OBJECTIVE
Copy, exactly as written, the lines that begin at the one containing "Write the React, TypeScript" and end at the one containing "string; cls: string". Skip any pictures in the data below.

EXERCISE MATERIALS

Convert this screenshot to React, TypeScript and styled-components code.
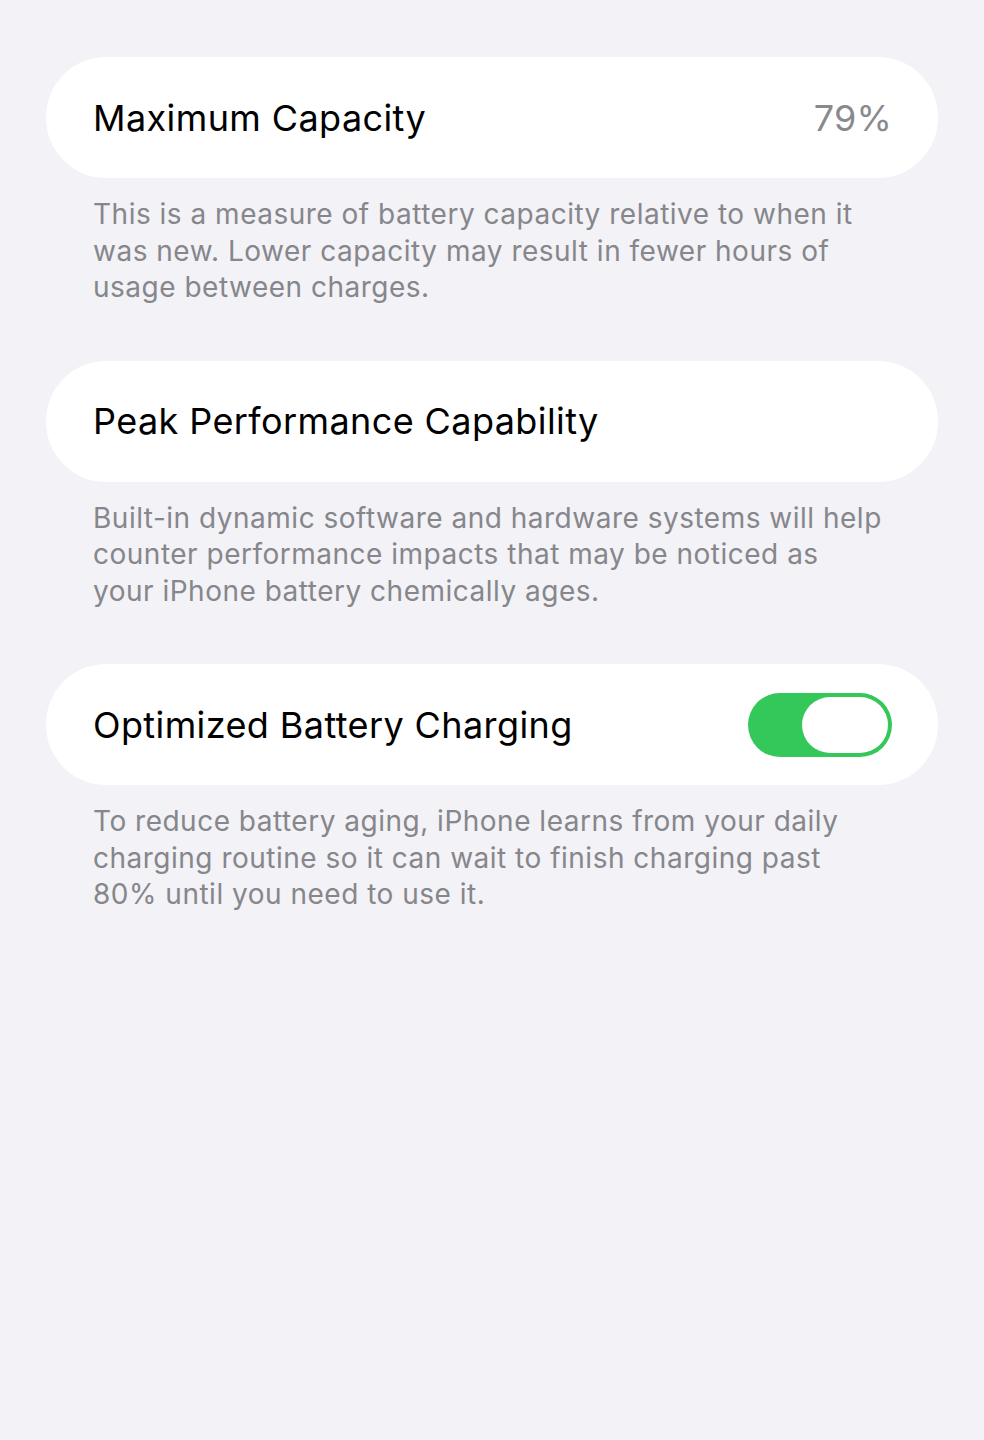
import React, { useState } from "react";
import styled, { createGlobalStyle } from "styled-components";

const GlobalStyle = createGlobalStyle`
  html, body {
    margin: 0;
    padding: 0;
    background: #f2f2f7;
  }
  body {
    font-family: Inter, "Noto Sans", sans-serif;
    -webkit-font-smoothing: antialiased;
  }
`;

const sections = [
  {
    title: "Maximum Capacity",
    value: "79%",
    footer:
      "This is a measure of battery capacity relative to when it was new. Lower capacity may result in fewer hours of usage between charges.",
  },
  {
    title: "Peak Performance Capability",
    footer:
      "Built-in dynamic software and hardware systems will help counter performance impacts that may be noticed as your iPhone battery chemically ages.",
  },
  {
    title: "Optimized Battery Charging",
    toggle: true,
    footer:
      "To reduce battery aging, iPhone learns from your daily charging routine so it can wait to finish charging past 80% until you need to use it.",
  },
];

const App = () => {
  const [optimized, setOptimized] = useState(true);

  return (
    <>
      <GlobalStyle />
      <Page>
        {sections.map((s) => (
          <Section key={s.title}>
            <Card>
              <Title>{s.title}</Title>
              {s.value && <Value>{s.value}</Value>}
              {s.toggle && (
                <Switch
                  $on={optimized}
                  onClick={() => setOptimized(!optimized)}
                  aria-pressed={optimized}
                >
                  <Knob />
                </Switch>
              )}
            </Card>
            <Footer>{s.footer}</Footer>
          </Section>
        ))}
      </Page>
    </>
  );
};

const Page = styled.div`
  min-height: 1440px;
  box-sizing: border-box;
  padding: 57px 46px 0;
  background: #f2f2f7;
`;

const Section = styled.section`
  display: flex;
  flex-direction: column;
  margin-bottom: 55px;
`;

const Card = styled.div`
  display: flex;
  align-items: center;
  justify-content: space-between;
  height: 121px;
  box-sizing: border-box;
  padding: 0 46px 0 47px;
  background: #ffffff;
  border-radius: 60px;
`;

const Title = styled.div`
  font-size: 36px;
  color: #000000;
  letter-spacing: 0.4px;
`;

const Value = styled.div`
  font-size: 36px;
  color: #8a8a8e;
  letter-spacing: 0.2px;
`;

const Footer = styled.p`
  margin: 0;
  padding: 18px 53px 0 47px;
  font-size: 28px;
  line-height: 36.5px;
  letter-spacing: 0.5px;
  color: #86868b;
`;

const Switch = styled.button<{ $on: boolean }>`
  display: flex;
  align-items: center;
  justify-content: ${(p) => (p.$on ? "flex-end" : "flex-start")};
  width: 144px;
  height: 64px;
  padding: 0 4px;
  box-sizing: border-box;
  border: none;
  border-radius: 32px;
  background: ${(p) => (p.$on ? "#34c759" : "#e9e9ea")};
  cursor: pointer;
`;

const Knob = styled.span`
  width: 86px;
  height: 56px;
  border-radius: 28px;
  background: #ffffff;
`;

export default App;
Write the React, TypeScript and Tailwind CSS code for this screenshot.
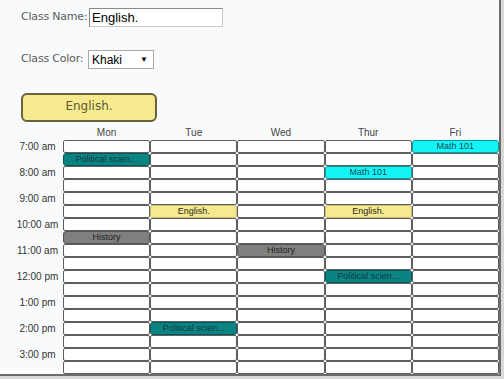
import React from "react";

const days = ["Mon", "Tue", "Wed", "Thur", "Fri"];
const hours = ["7:00 am", "8:00 am", "9:00 am", "10:00 am", "11:00 am", "12:00 pm", "1:00 pm", "2:00 pm", "3:00 pm"];

type Ev = { label: string; cls: string };

const teal = "bg-[#0b8383] border-[#075858] text-[#0c3d3d]";
const cyan = "bg-[#13f4f4] border-[#0a9a9a] text-[#17495a]";
const khaki = "bg-[#f6e98f] border-[#c8bb6a] text-[#2a2a1a]";
const gray = "bg-[#7f7f7f] border-[#555] text-[#1e1e1e]";

// key: day-row (row 0 = 7:00, each row is half an hour)
const events: Record<string, Ev> = {
  "Mon-1": { label: "Political scien...", cls: teal },
  "Fri-0": { label: "Math 101", cls: cyan },
  "Thur-2": { label: "Math 101", cls: cyan },
  "Tue-5": { label: "English.", cls: khaki },
  "Thur-5": { label: "English.", cls: khaki },
  "Mon-7": { label: "History", cls: gray },
  "Wed-8": { label: "History", cls: gray },
  "Thur-10": { label: "Political scien...", cls: teal },
  "Tue-14": { label: "Political scien...", cls: teal },
};

export default function App() {
  const rows = Array.from({ length: 18 }, (_, i) => i);

  return (
    <div className="w-[504px] h-[379px] bg-[#d9d9d9] overflow-hidden">
      <div className="w-[501px] h-[376px] bg-[#f9fafc] border-r-2 border-b-2 border-[#6b6b6b] overflow-hidden font-['Liberation_Sans',Arial,sans-serif]">
        {/* Form */}
        <div className="pl-[21px] pt-[8px]">
          <div className="flex items-center h-[19px]">
            <span className="w-[68px] text-[11px] text-[#5a5a5a] font-['DejaVu_Sans',Verdana,sans-serif] tracking-[-0.2px]">
              Class Name:
            </span>
            <div className="w-[134px] h-[19px] bg-white border border-[#c8c8c8] border-t-[#8a8a8a] border-l-[#8a8a8a] pl-[2px] text-[13px] leading-[17px] text-black">
              English.
            </div>
          </div>

          <div className="flex items-center h-[19px] mt-[23px]">
            <span className="w-[67px] text-[11px] text-[#5a5a5a] font-['DejaVu_Sans',Verdana,sans-serif] tracking-[-0.2px]">
              Class Color:
            </span>
            <div className="w-[66px] h-[19px] bg-white border border-[#a9a9a9] flex items-center justify-between pl-[3px] pr-[5px] text-[12px] text-black">
              <span>Khaki</span>
              <span className="text-[8px]">▼</span>
            </div>
          </div>

          <div className="mt-[24px] w-[136px] h-[29px] bg-[#f7ea8e] border-2 border-[#66633f] rounded-[6px] flex justify-center pt-[2px] text-[12px] text-[#5b5a3c] font-['DejaVu_Sans',Verdana,sans-serif]">
            English.
          </div>
        </div>

        {/* Schedule grid */}
        <div className="mt-[3px] grid grid-cols-[63px_repeat(5,87.2px)]">
          <div className="h-[15px]" />
          {days.map((d) => (
            <div key={d} className="h-[15px] text-center text-[10px] leading-[15px] text-[#444]">
              {d}
            </div>
          ))}

          {rows.map((r) => (
            <React.Fragment key={r}>
              <div className="h-[13px] text-center pl-[12px] text-[10px] leading-[13px] text-[#333]">
                {r % 2 === 0 ? hours[r / 2] : ""}
              </div>
              {days.map((d) => {
                const ev = events[`${d}-${r}`];
                return ev ? (
                  <div
                    key={d}
                    className={`h-[13px] border rounded-[3px] text-center text-[9px] leading-[11px] truncate ${ev.cls}`}
                  >
                    {ev.label}
                  </div>
                ) : (
                  <div key={d} className="h-[13px] bg-white border border-[#5e5e5e] rounded-[2px]" />
                );
              })}
            </React.Fragment>
          ))}
        </div>
      </div>
    </div>
  );
}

RESPONSE FOR THIS EXERCISE
Write the React, TypeScript and Tailwind CSS code for this screenshot.
import React from "react";

const days = ["Mon", "Tue", "Wed", "Thur", "Fri"];
const hours = ["7:00 am", "8:00 am", "9:00 am", "10:00 am", "11:00 am", "12:00 pm", "1:00 pm", "2:00 pm", "3:00 pm"];

type Ev = { label: string; cls: string };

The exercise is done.